La prétendue neutralité scientifique efface les conditions culturelles et historiques qui influencent toute production de savoir.


La science comme récit situé et responsable

Haraway critique ce « regard de nulle part » (the god trick), qui prétend à la neutralité mais dissimule un point de vue spécifique : occidental, blanc, masculin, hétérosexuel et humain. Toute science mobilise des métaphores, des récits et des cadres d’interprétation. Le discours scientifique oriente, sélectionne et organise les faits, construisant ainsi la nature qu’il prétend seulement décrire. Par exemple, Primate Visions montre que l’anthropologie et la primatologie du XXe siècle reconduisent les stéréotypes de genre et de race de leur époque.

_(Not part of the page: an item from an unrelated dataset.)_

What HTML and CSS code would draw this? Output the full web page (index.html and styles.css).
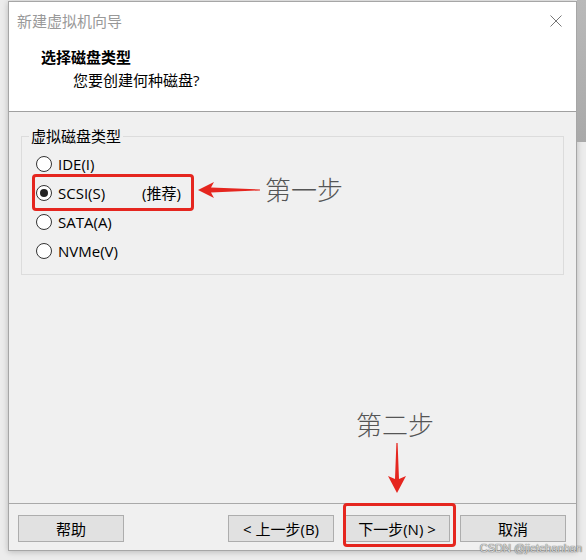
FILE: index.html
```html
<!DOCTYPE html>
<html lang="zh-CN">
<head>
<meta charset="utf-8">
<title>新建虚拟机向导</title>
<link rel="stylesheet" href="styles.css">
</head>
<body>
<div class="desk">
  <div class="dialog">
    <div class="head">
      <div class="titlebar">
        <span class="title">新建虚拟机向导</span>
        <svg class="close" width="12" height="12" viewBox="0 0 12 12"><path d="M0.5 0.5 L11.5 11.5 M11.5 0.5 L0.5 11.5" stroke="#777" stroke-width="1" fill="none"/></svg>
      </div>
      <div class="heading">选择磁盘类型</div>
      <div class="sub">您要创建何种磁盘?</div>
    </div>
    <div class="body">
      <fieldset class="group">
        <legend>虚拟磁盘类型</legend>
        <div class="opts">
          <label class="opt"><input type="radio" name="disk"><span>IDE(I)</span></label>
          <label class="opt"><input type="radio" name="disk" checked><span class="main">SCSI(S)</span><span>(推荐)</span></label>
          <label class="opt"><input type="radio" name="disk"><span>SATA(A)</span></label>
          <label class="opt"><input type="radio" name="disk"><span>NVMe(V)</span></label>
        </div>
      </fieldset>
    </div>
    <div class="foot">
      <button class="btn help">帮助</button>
      <button class="btn">&lt; 上一步(B)</button>
      <button class="btn">下一步(N) &gt;</button>
      <button class="btn">取消</button>
    </div>
  </div>
  <div class="strip"></div>

  <div class="mark mark1"></div>
  <div class="mark mark2"></div>
  <svg class="arrows" width="586" height="560" viewBox="0 0 586 560">
    <polygon points="198,190 214,182 211,187.6 260,189.4 260,190.4 211,192.4 214,198" fill="#e5261f"/>
    <polygon points="397,493 388,476 395,479 396.4,443 397.6,443 399,479 406,476" fill="#e5261f"/>
  </svg>
  <div class="note note1">第一步</div>
  <div class="note note2">第二步</div>
  <div class="wm">CSDN @jietehanhan</div>
</div>
</body>
</html>
```
FILE: styles.css
```css
* { box-sizing: border-box; }
html, body { margin: 0; padding: 0; }
body {
  width: 586px;
  height: 560px;
  overflow: hidden;
  background: #ececec;
  font-family: "Open Sans", "Noto Sans CJK SC", sans-serif;
  font-size: 15px;
  color: #000;
}
.desk {
  position: relative;
  width: 586px;
  height: 560px;
  display: flex;
  align-items: flex-start;
}
.dialog {
  margin: 1px 0 0 8px;
  width: 569px;
  height: 550px;
  border: 1px solid #a6a6a6;
  background: #f0f0f0;
  display: flex;
  flex-direction: column;
  box-shadow: 0 1px 6px rgba(0, 0, 0, 0.22);
}
.strip {
  flex: 1;
  height: 142px;
  background: linear-gradient(#b9b9b9, #a9a9a9);
}
.head {
  height: 110px;
  background: #fff;
  border-bottom: 1px solid #a0a0a0;
  flex: none;
}
.titlebar {
  height: 38px;
  display: flex;
  align-items: center;
  justify-content: space-between;
  padding: 0 14px 0 8px;
}
.title { color: #999; line-height: 20px; }
.close { display: block; }
.heading {
  margin-top: 7px;
  padding-left: 32px;
  font-weight: bold;
  line-height: 20px;
}
.sub {
  margin-top: 3px;
  padding-left: 64px;
  line-height: 20px;
}
.body {
  flex: 1;
  padding: 15px 12px 0 12px;
}
.group {
  margin: 0;
  padding: 0;
  border: 1px solid #dcdcdc;
}
.group legend {
  margin-left: 7px;
  padding: 0 2px;
  line-height: 18px;
}
.opts {
  display: flex;
  flex-direction: column;
  padding: 4px 0 9px 14px;
}
.opt {
  height: 29px;
  display: flex;
  align-items: center;
}
.opt input {
  appearance: none;
  -webkit-appearance: none;
  margin: 0 6px 0 0;
  width: 16px;
  height: 16px;
  border: 1px solid #333;
  border-radius: 50%;
  background: #fff;
  display: grid;
  place-items: center;
}
.opt input:checked::after {
  content: "";
  width: 8px;
  height: 8px;
  border-radius: 50%;
  background: #222;
}
.opt .main { width: 84px; }
.foot {
  height: 47px;
  flex: none;
  border-top: 1px solid #a9a9a9;
  display: flex;
  align-items: flex-start;
  gap: 10px;
  padding: 11px 10px 0 9px;
}
.btn {
  width: 106px;
  height: 27px;
  margin: 0;
  padding: 0;
  border: 1px solid #adadad;
  background: #e1e1e1;
  font: inherit;
  color: #000;
  line-height: 24px;
}
.help { margin-right: auto; }
.mark {
  position: absolute;
  border: 3px solid #e5261f;
  border-radius: 4px;
}
.mark1 { left: 32px; top: 174px; width: 162px; height: 37px; }
.mark2 { left: 343px; top: 503px; width: 113px; height: 44px; }
.arrows { position: absolute; left: 0; top: 0; pointer-events: none; }
.note {
  position: absolute;
  font-family: "Noto Sans CJK SC", sans-serif;
  font-size: 26px;
  line-height: 30px;
  color: #555;
  font-weight: 300;
}
.note1 { left: 265px; top: 174px; }
.note2 { left: 356px; top: 409px; }
.wm {
  position: absolute;
  right: 4px;
  top: 541px;
  font-family: "Liberation Sans", Arial, sans-serif;
  font-size: 11px;
  line-height: 14px;
  color: #d8d8d8;
  text-shadow: 0 0 1px #666, 0 0 1px #666;
}
```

Haraway critique également le relativisme scientifique, qui suppose que toutes les perspectives se valent et qu’aucune vérité n’est possible. « Le relativisme est une manière de n’être nulle part en prétendant être partout à la fois », affirme-t-elle. Le relativisme absolu efface les responsabilités : si tout est relatif, personne n’est responsable des savoirs produits ni de leurs conséquences.

L’objectivité doit être envisagée comme une responsabilité assumée et non comme une neutralité illusoire.

Haraway propose la notion d’« objectivité forte », qui consiste à reconnaître que tout savoir est situé et à expliciter cette position plutôt que de la nier. Cette approche renforce la démarche scientifique en la rendant consciente de ses biais et de ses limites. En confrontant plusieurs perspectives situées, on obtient une vision plus riche et plus robuste des faits. Cette reconnaissance de la pluralité des savoirs ouvre également la voie à une « fabulation spéculative », un point de vue mobile et évolutif, faisant dialoguer chaque domaine et chaque perspective partielle.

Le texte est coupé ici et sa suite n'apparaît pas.